I use tarot and oracle cards as tools for reflection and contemplation. Rather than divining the future, they are a way for me to look more deeply at the "now."
"The goal isn't to arrive, but to meander, to saunter, to make your life a holy wandering." ~ Rami Shapiro

Sunday, December 28, 2025

Threshing Floor

This week I'll be using the Tarot of the Masters, created and self-published by James Ricklef. (I'll also be referring to Ricklef's Tarot Affirmations book.) The oracle deck I'll be using is The Key to the Kingdom, a transformational cards and booklet set created by Tony Meeuwissen and published by Running Press. Today's draws are the Youth of Swords and the Two of Spades:



A mind not agitated by good questions cannot appreciate the significance of even the best answers. It is easy enough to learn the answers. But to develop actively inquisitive minds, alive with real questions, profound questions—that is another story.
―Mortimer J. Adler

The Page's mind is like a sponge, soaking up information he hears and the answers to questions he asks.
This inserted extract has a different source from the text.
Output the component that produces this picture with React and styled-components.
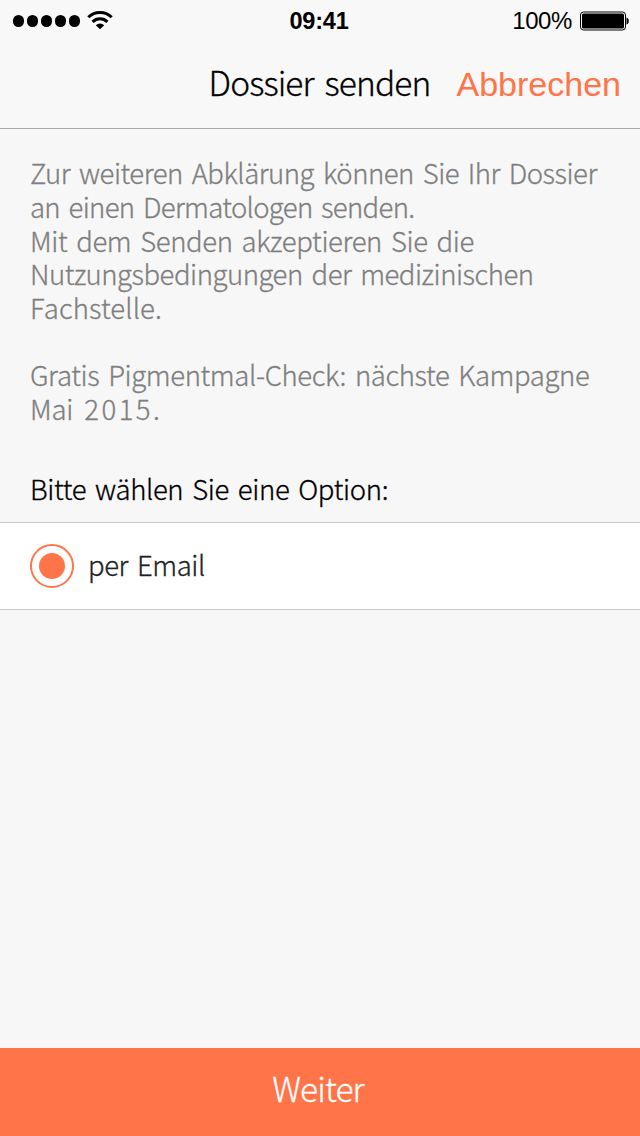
import React from "react";
import styled, { createGlobalStyle } from "styled-components";

const ORANGE = "#ff7549";

const GlobalStyle = createGlobalStyle`
  * {
    box-sizing: border-box;
  }
  body {
    margin: 0;
    background: #f7f7f7;
    font-family: "Noto Sans CJK JP", "Open Sans", sans-serif;
    font-weight: 300;
  }
`;

const Screen = styled.div`
  display: flex;
  flex-direction: column;
  width: 640px;
  height: 1136px;
  overflow: hidden;
  background: #f7f7f7;
`;

const StatusBar = styled.div`
  display: grid;
  grid-template-columns: 1fr auto 1fr;
  align-items: center;
  height: 40px;
  padding: 1px 11px 0 13px;
  background: #f8f8f8;
  font-family: "Liberation Sans", Arial, sans-serif;
  font-size: 24px;
  font-weight: 400;
  line-height: 40px;
  color: #000;
`;

const Signal = styled.div`
  display: flex;
  align-items: center;
  gap: 2.7px;
`;

const Dot = styled.span`
  width: 11.2px;
  height: 11.2px;
  border-radius: 50%;
  background: #000;
`;

const WifiIcon = styled.svg`
  width: 26px;
  height: 20px;
  margin: 0 0 2px 5px;
`;

const Clock = styled.div`
  padding-right: 4px;
  font-size: 23.5px;
  font-weight: 700;
  letter-spacing: -0.2px;
`;

const Power = styled.div`
  display: flex;
  align-items: center;
  justify-content: flex-end;
  gap: 7px;
  letter-spacing: -0.4px;
`;

const BatteryIcon = styled.svg`
  width: 50px;
  height: 20px;
  margin-bottom: 1px;
`;

const Header = styled.header`
  display: flex;
  justify-content: flex-end;
  align-items: flex-start;
  height: 89px;
  padding: 0 19px 0 0;
  background: #f8f8f8;
  border-bottom: 1px solid #ababab;
`;

const Title = styled.h1`
  width: 223px;
  margin: 0 25px 0 0;
  font-size: 33.5px;
  font-weight: 300;
  line-height: 84px;
  letter-spacing: -0.9px;
  word-spacing: 4.5px;
  white-space: nowrap;
  color: #000;
  -webkit-text-stroke: 0.3px #000;
`;

const CancelButton = styled.button`
  padding: 0;
  border: 0;
  background: none;
  font-family: "Liberation Sans", Arial, sans-serif;
  font-size: 34px;
  line-height: 88px;
  color: ${ORANGE};
`;

const Info = styled.div`
  padding: 27.4px 30px 0;
  color: #7f7f7f;
`;

const Paragraph = styled.p`
  margin: 0 0 33.6px;
`;

const Line = styled.span`
  display: block;
  font-size: 27.5px;
  line-height: 33.6px;
  letter-spacing: ${({ $spacing }) => $spacing}px;
  word-spacing: 3.2px;
  white-space: nowrap;
  -webkit-text-stroke: 0.3px currentColor;
`;

const Year = styled.span`
  margin-left: 2px;
  letter-spacing: 2.5px;
`;

const OptionLabel = styled.div`
  height: 50.4px;
  margin-top: 13.2px;
  padding: 0 30px;
  color: #000;
`;

const Option = styled.label`
  display: flex;
  align-items: center;
  gap: 14px;
  height: 88px;
  padding: 0 30px;
  background: #fff;
  border-top: 1px solid #c8c8c8;
  border-bottom: 1px solid #c8c8c8;
  color: #222;
`;

const Radio = styled.span`
  display: flex;
  align-items: center;
  justify-content: center;
  width: 44px;
  height: 44px;
  border: 2px solid ${ORANGE};
  border-radius: 50%;

  &::after {
    content: "";
    width: 26px;
    height: 26px;
    border-radius: 50%;
    background: ${ORANGE};
  }
`;

const OptionText = styled.span`
  padding-bottom: 4px;
`;

const NextButton = styled.button`
  height: 88px;
  margin-top: auto;
  padding: 0 4px 10px 0;
  border: 0;
  background: ${ORANGE};
  font-family: inherit;
  font-size: 33.5px;
  font-weight: 300;
  letter-spacing: -0.9px;
  color: #fff;
  -webkit-text-stroke: 0.3px #fff;
`;

const intro = [
  { text: "Zur weiteren Abklärung können Sie Ihr Dossier", spacing: -0.48 },
  { text: "an einen Dermatologen senden.", spacing: -0.68 },
  { text: "Mit dem Senden akzeptieren Sie die", spacing: -0.38 },
  { text: "Nutzungsbedingungen der medizinischen", spacing: -0.48 },
  { text: "Fachstelle.", spacing: 0.1 },
];

const App = () => {
  return (
    <>
      <GlobalStyle />
      <Screen>
        <StatusBar>
          <Signal>
            {[1, 2, 3, 4, 5].map((n) => (
              <Dot key={n} />
            ))}
            <WifiIcon viewBox="0 0 26 20" fill="none" stroke="#000">
              <path d="M1.3 7.200a16.600 16.600 0 0 1 23.400 0" strokeWidth="3" />
              <path d="M5.600 11.900a10.500 10.500 0 0 1 14.800 0" strokeWidth="3" />
              <path
                d="M8.800 15.300a6 6 0 0 1 8.400 0L13 19.300z"
                fill="#000"
                stroke="none"
              />
            </WifiIcon>
          </Signal>
          <Clock>09:41</Clock>
          <Power>
            <span>100%</span>
            <BatteryIcon viewBox="0 0 50 20">
              <rect
                x="1.5"
                y="1"
                width="45"
                height="18"
                rx="3"
                fill="none"
                stroke="#000"
                strokeWidth="1"
              />
              <rect x="3" y="2.500" width="42" height="15" rx="1.5" />
              <path d="M47.500 6.500c3 .8 3 6.200 0 7z" />
            </BatteryIcon>
          </Power>
        </StatusBar>
        <Header>
          <Title>Dossier senden</Title>
          <CancelButton>Abbrechen</CancelButton>
        </Header>
        <Info>
          <Paragraph>
            {intro.map(({ text, spacing }) => (
              <Line key={text} $spacing={spacing}>
                {text}
              </Line>
            ))}
          </Paragraph>
          <Paragraph>
            <Line $spacing={-0.39}>
              Gratis Pigmentmal-Check: nächste Kampagne
            </Line>
            <Line $spacing={-0.2}>
              Mai <Year>2015.</Year>
            </Line>
          </Paragraph>
        </Info>
        <OptionLabel>
          <Line $spacing={-0.36}>Bitte wählen Sie eine Option:</Line>
        </OptionLabel>
        <Option>
          <Radio />
          <OptionText>
            <Line $spacing={-0.42}>per Email</Line>
          </OptionText>
        </Option>
        <NextButton>Weiter</NextButton>
      </Screen>
    </>
  );
};

export default App;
A trove of knowledge is a worthy asset, but doubt is a powerful tool to sort through what has been accumulated. The Two of Spades is paired with this poem:

Cobbler, cobbler, mend my shoe,
Get it done by half past two; 
Stitch it up, and stitch it down,
Then I'll give you half a crown.

While information in our day and age is a necessity, the Two of Spades encourages us to take action - threshing the wheat from the chaff - to find what's worth keeping. As Steve Albini wrote, "Doubt the conventional wisdom unless you can verify it with reason and experiment."